» **Given instruction**
Return each line of the listing below, unchanged, and omit the images.
════
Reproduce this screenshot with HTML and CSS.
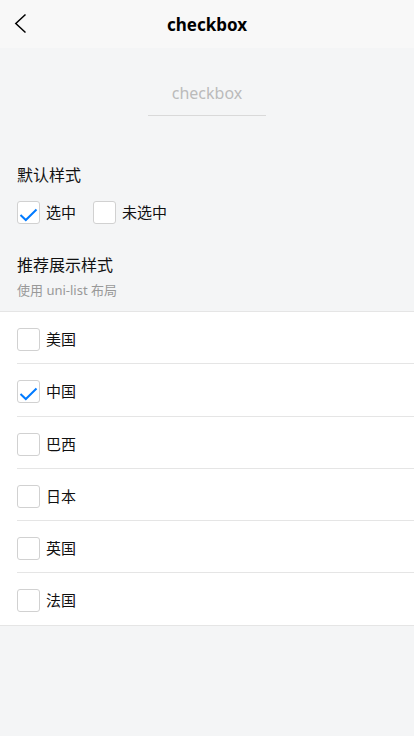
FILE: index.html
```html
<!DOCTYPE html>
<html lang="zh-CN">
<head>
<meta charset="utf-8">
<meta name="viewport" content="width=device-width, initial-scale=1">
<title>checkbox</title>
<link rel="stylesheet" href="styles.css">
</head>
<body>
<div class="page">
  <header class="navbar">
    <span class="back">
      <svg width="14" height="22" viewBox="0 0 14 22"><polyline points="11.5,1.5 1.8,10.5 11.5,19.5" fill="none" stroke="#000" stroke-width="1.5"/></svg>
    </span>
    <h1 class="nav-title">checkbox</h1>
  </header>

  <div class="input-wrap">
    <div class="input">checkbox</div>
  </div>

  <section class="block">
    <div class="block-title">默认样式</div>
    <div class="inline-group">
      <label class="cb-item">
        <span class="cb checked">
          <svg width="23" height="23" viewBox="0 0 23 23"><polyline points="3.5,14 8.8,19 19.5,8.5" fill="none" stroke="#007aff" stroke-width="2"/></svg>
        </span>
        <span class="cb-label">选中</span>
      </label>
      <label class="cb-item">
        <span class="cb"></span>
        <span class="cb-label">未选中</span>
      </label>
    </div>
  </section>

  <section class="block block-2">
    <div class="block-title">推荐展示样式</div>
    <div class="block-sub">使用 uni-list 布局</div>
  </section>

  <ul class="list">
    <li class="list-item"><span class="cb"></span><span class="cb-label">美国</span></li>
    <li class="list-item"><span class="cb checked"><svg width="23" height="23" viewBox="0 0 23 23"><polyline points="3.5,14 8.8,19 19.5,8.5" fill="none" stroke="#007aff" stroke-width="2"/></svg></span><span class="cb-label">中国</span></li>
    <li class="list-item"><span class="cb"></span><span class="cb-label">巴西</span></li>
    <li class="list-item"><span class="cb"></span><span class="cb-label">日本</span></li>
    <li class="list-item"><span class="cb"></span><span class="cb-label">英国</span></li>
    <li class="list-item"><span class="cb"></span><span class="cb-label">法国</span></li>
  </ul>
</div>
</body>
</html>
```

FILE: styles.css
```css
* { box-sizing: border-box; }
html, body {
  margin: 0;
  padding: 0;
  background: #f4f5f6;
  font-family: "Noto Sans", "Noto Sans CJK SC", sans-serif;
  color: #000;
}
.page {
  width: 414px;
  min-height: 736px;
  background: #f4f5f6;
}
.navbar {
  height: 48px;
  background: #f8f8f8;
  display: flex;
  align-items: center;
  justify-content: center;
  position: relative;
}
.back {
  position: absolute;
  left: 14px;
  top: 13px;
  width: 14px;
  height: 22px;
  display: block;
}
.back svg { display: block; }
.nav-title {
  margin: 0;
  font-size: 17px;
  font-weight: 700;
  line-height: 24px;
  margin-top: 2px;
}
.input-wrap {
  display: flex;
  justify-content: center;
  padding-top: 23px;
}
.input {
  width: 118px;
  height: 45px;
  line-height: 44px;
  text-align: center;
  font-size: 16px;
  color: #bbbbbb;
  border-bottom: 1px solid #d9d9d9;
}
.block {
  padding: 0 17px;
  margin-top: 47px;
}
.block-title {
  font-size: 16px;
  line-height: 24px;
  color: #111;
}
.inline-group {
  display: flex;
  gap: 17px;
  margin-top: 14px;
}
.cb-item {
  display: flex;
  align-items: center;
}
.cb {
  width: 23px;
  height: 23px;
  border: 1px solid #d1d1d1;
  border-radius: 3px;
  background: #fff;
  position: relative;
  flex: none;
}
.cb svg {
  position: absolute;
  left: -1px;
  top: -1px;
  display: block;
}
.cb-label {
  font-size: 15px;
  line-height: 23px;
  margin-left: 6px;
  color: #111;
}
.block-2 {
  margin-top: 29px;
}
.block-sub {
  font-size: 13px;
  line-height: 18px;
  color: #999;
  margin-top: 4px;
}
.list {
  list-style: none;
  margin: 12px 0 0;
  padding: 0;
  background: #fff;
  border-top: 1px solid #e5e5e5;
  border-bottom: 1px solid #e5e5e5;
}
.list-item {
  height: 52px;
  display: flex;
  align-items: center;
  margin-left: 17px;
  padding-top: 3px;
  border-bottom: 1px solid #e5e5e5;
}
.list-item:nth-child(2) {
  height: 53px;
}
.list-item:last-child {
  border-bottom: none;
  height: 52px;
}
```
════
» **Exercise result**
Reproduce this screenshot with HTML and CSS.
FILE: index.html
```html
<!DOCTYPE html>
<html lang="zh-CN">
<head>
<meta charset="utf-8">
<meta name="viewport" content="width=device-width, initial-scale=1">
<title>checkbox</title>
<link rel="stylesheet" href="styles.css">
</head>
<body>
<div class="page">
  <header class="navbar">
    <span class="back">
      <svg width="14" height="22" viewBox="0 0 14 22"><polyline points="11.5,1.5 1.8,10.5 11.5,19.5" fill="none" stroke="#000" stroke-width="1.5"/></svg>
    </span>
    <h1 class="nav-title">checkbox</h1>
  </header>

  <div class="input-wrap">
    <div class="input">checkbox</div>
  </div>

  <section class="block">
    <div class="block-title">默认样式</div>
    <div class="inline-group">
      <label class="cb-item">
        <span class="cb checked">
          <svg width="23" height="23" viewBox="0 0 23 23"><polyline points="3.5,14 8.8,19 19.5,8.5" fill="none" stroke="#007aff" stroke-width="2"/></svg>
        </span>
        <span class="cb-label">选中</span>
      </label>
      <label class="cb-item">
        <span class="cb"></span>
        <span class="cb-label">未选中</span>
      </label>
    </div>
  </section>

  <section class="block block-2">
    <div class="block-title">推荐展示样式</div>
    <div class="block-sub">使用 uni-list 布局</div>
  </section>

  <ul class="list">
    <li class="list-item"><span class="cb"></span><span class="cb-label">美国</span></li>
    <li class="list-item"><span class="cb checked"><svg width="23" height="23" viewBox="0 0 23 23"><polyline points="3.5,14 8.8,19 19.5,8.5" fill="none" stroke="#007aff" stroke-width="2"/></svg></span><span class="cb-label">中国</span></li>
    <li class="list-item"><span class="cb"></span><span class="cb-label">巴西</span></li>
    <li class="list-item"><span class="cb"></span><span class="cb-label">日本</span></li>
    <li class="list-item"><span class="cb"></span><span class="cb-label">英国</span></li>
    <li class="list-item"><span class="cb"></span><span class="cb-label">法国</span></li>
  </ul>
</div>
</body>
</html>
```

FILE: styles.css
```css
* { box-sizing: border-box; }
html, body {
  margin: 0;
  padding: 0;
  background: #f4f5f6;
  font-family: "Noto Sans", "Noto Sans CJK SC", sans-serif;
  color: #000;
}
.page {
  width: 414px;
  min-height: 736px;
  background: #f4f5f6;
}
.navbar {
  height: 48px;
  background: #f8f8f8;
  display: flex;
  align-items: center;
  justify-content: center;
  position: relative;
}
.back {
  position: absolute;
  left: 14px;
  top: 13px;
  width: 14px;
  height: 22px;
  display: block;
}
.back svg { display: block; }
.nav-title {
  margin: 0;
  font-size: 17px;
  font-weight: 700;
  line-height: 24px;
  margin-top: 2px;
}
.input-wrap {
  display: flex;
  justify-content: center;
  padding-top: 23px;
}
.input {
  width: 118px;
  height: 45px;
  line-height: 44px;
  text-align: center;
  font-size: 16px;
  color: #bbbbbb;
  border-bottom: 1px solid #d9d9d9;
}
.block {
  padding: 0 17px;
  margin-top: 47px;
}
.block-title {
  font-size: 16px;
  line-height: 24px;
  color: #111;
}
.inline-group {
  display: flex;
  gap: 17px;
  margin-top: 14px;
}
.cb-item {
  display: flex;
  align-items: center;
}
.cb {
  width: 23px;
  height: 23px;
  border: 1px solid #d1d1d1;
  border-radius: 3px;
  background: #fff;
  position: relative;
  flex: none;
}
.cb svg {
  position: absolute;
  left: -1px;
  top: -1px;
  display: block;
}
.cb-label {
  font-size: 15px;
  line-height: 23px;
  margin-left: 6px;
  color: #111;
}
.block-2 {
  margin-top: 29px;
}
.block-sub {
  font-size: 13px;
  line-height: 18px;
  color: #999;
  margin-top: 4px;
}
.list {
  list-style: none;
  margin: 12px 0 0;
  padding: 0;
  background: #fff;
  border-top: 1px solid #e5e5e5;
  border-bottom: 1px solid #e5e5e5;
}
.list-item {
  height: 52px;
  display: flex;
  align-items: center;
  margin-left: 17px;
  padding-top: 3px;
  border-bottom: 1px solid #e5e5e5;
}
.list-item:nth-child(2) {
  height: 53px;
}
.list-item:last-child {
  border-bottom: none;
  height: 52px;
}
```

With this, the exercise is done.